Language cannot be purified like water. Its strength lies in its syncretism. English became a global language not by remaining "pure" but by absorbing words from across cultures—including Indian ones. In fact, English has more Indian-origin words than any other foreign language.
Even Tulsidas, that revered icon of Hindu tradition, used over a thousand Persian and Arabic words in his Awadhi verses. Words like "bazar, dil, zindagi," and "taaza" flowed seamlessly in his text. He was not translating Vyasa's Ramayana—he was adapting it for his time and his people. That is the essence of living culture.
Unfortunately, we are witnessing not a cultural revival but a cultural purge. Union Home Minister Amit Shah, who once claimed he prefers Hindi over Gujarati—his mother tongue—refuses to accept files written in English, even though it is one of our two official languages. This rigidness does not reflect pride—it reflects insecurity.
Contrast that with Malayalam poet Vallathol Narayana Menon, who proudly declared: "Ente bhasha Malayalam aanu" (My language is Malayalam). That's what linguistic pride should sound like—rooted in love, not hate.
You and your organisation are trying to promote Sanskrit while systematically erasing Urdu. This is not just bad policy—it is unjust and un-Indian. The national anthem 'Jana Gana Mana' is in Sanskritised Bengali, yet most Indians don't know its meaning. The Gayatri Mantra is recited in schools, but children don't understand it. However, songs like "Saare Jahan Se Achha", written in Urdu, are loved and understood across North India.

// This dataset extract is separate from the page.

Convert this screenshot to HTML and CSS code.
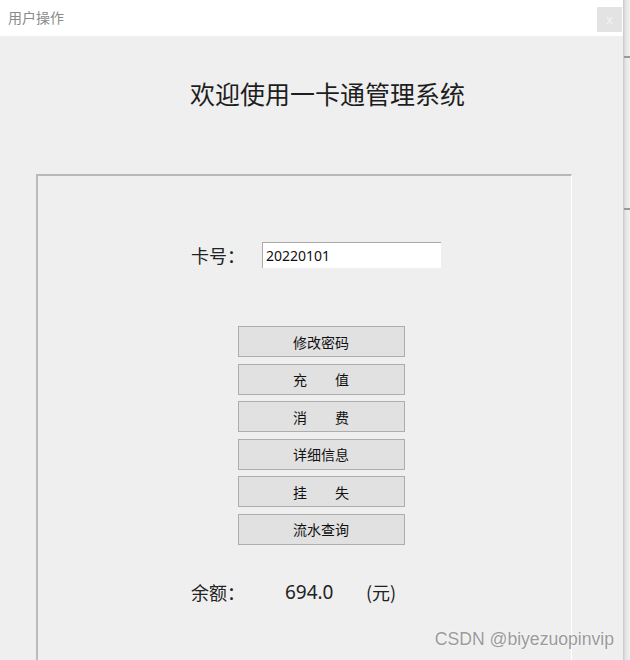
FILE: index.html
```html
<!DOCTYPE html>
<html lang="zh">
<head>
    <meta charset="UTF-8">
    <title>用户操作</title>
    <link rel="stylesheet" href="styles.css">
</head>
<body>
    <div class="screen">
        <!-- Window -->
        <div class="window">
            <div class="titlebar">
                <span class="title">用户操作</span>
                <span class="close-btn">x</span>
            </div>
            <div class="window-body">
                <h1>欢迎使用一卡通管理系统</h1>
                <div class="panel">
                    <div class="card-row">
                        <label for="card-no">卡号：</label>
                        <input type="text" id="card-no" value="20220101">
                    </div>
                    <div class="actions">
                        <button>修改密码</button>
                        <button>充&emsp;&emsp;值</button>
                        <button>消&emsp;&emsp;费</button>
                        <button>详细信息</button>
                        <button>挂&emsp;&emsp;失</button>
                        <button>流水查询</button>
                    </div>
                    <div class="balance">
                        <span class="label">余额：</span>
                        <span class="amount">694.0</span>
                        <span class="unit">(元)</span>
                    </div>
                </div>
            </div>
        </div>
        <!-- Window behind -->
        <div class="side">
            <div class="side-line first"></div>
            <div class="side-line second"></div>
        </div>
        <div class="watermark">CSDN @biyezuopinvip</div>
    </div>
</body>
</html>
```

FILE: styles.css
```css
* {
    margin: 0;
    padding: 0;
    box-sizing: border-box;
}

body {
    font-family: "Liberation Sans", "Noto Sans CJK SC", sans-serif;
    background: #f0f0f0;
    color: #222;
    width: 630px;
    height: 660px;
    overflow: hidden;
}

.screen {
    position: relative;
    display: flex;
    width: 630px;
    height: 660px;
}

/* Window */
.window {
    width: 623px;
    height: 660px;
    background: #efefef;
    display: flex;
    flex-direction: column;
}

.titlebar {
    height: 36px;
    background: #fff;
    display: flex;
    align-items: center;
    justify-content: space-between;
    padding: 0 1px 0 8px;
}

.title {
    font-size: 14px;
    color: #8a8a8a;
    font-family: "Noto Sans CJK SC", sans-serif;
    margin-top: -2px;
}

.close-btn {
    width: 25px;
    height: 25px;
    background: #e3e3e3;
    color: #f4f4f4;
    font-size: 13px;
    display: flex;
    align-items: center;
    justify-content: center;
    margin-top: 3px;
}

.window-body {
    flex: 1;
    display: flex;
    flex-direction: column;
    padding: 0 51px 0 36px;
}

h1 {
    font-family: "Noto Sans CJK SC", sans-serif;
    font-weight: normal;
    font-size: 25px;
    text-align: center;
    color: #1e1e1e;
    margin: 40px 0 0 47px;
    line-height: 34px;
}

/* Panel */
.panel {
    flex: 1;
    margin-top: 64px;
    border-top: 2px solid #b9b9b9;
    border-left: 2px solid #bcbcbc;
    border-right: 1px solid #fff;
    display: flex;
    flex-direction: column;
    align-items: center;
    padding-top: 66px;
}

.card-row {
    display: flex;
    align-items: center;
    margin-left: 23px;
}

.card-row label {
    font-family: "Noto Sans CJK SC", sans-serif;
    font-size: 18px;
    color: #222;
    width: 71px;
}

.card-row input {
    width: 179px;
    height: 26px;
    border: none;
    border-top: 1px solid #a9a9a9;
    border-left: 1px solid #a9a9a9;
    background: #fff;
    font-family: "Noto Sans", sans-serif;
    font-size: 14px;
    color: #111;
    padding: 0 3px;
    outline: none;
}

.actions {
    display: flex;
    flex-direction: column;
    gap: 6.6px;
    margin-top: 58px;
    margin-left: 33px;
}

.actions button {
    width: 167px;
    height: 31px;
    background: #e1e1e1;
    border: 1px solid #adadad;
    font-family: "Noto Sans CJK SC", sans-serif;
    font-size: 14px;
    color: #111;
}

.balance {
    display: flex;
    align-items: center;
    margin-top: 34px;
    margin-right: 22px;
    font-size: 18px;
}

.balance .label {
    font-family: "Noto Sans CJK SC", sans-serif;
    color: #222;
    width: 94px;
}

.balance .amount {
    font-family: "Noto Sans", sans-serif;
    font-size: 19px;
    width: 81px;
}

.balance .unit {
    font-family: "Noto Sans CJK SC", sans-serif;
}

/* Right side strip */
.side {
    width: 7px;
    height: 660px;
    background: linear-gradient(to right, #c8c8c8, #e6e6e6 40%, #f0f0f0);
    position: relative;
}

.side-line {
    position: absolute;
    left: 1px;
    right: 0;
    height: 2px;
    background: #9a9a9a;
}

.side-line.first {
    top: 56px;
}

.side-line.second {
    top: 208px;
}

.watermark {
    position: absolute;
    right: 16px;
    bottom: 10px;
    font-family: "Liberation Sans", sans-serif;
    font-size: 17.6px;
    color: #9b9b9b;
    text-shadow: 0 0 2px #fff;
}
```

Let me conclude by stating unequivocally: your policy of aggressively promoting Sanskrit while marginalising Urdu is fundamentally flawed, culturally myopic, and morally unacceptable. It does not elevate one language; it diminishes all. It does not unite the nation; it fragments it. Languages belong to the people—not to any ideology, party, or religion. In celebrating all our languages, we celebrate India itself.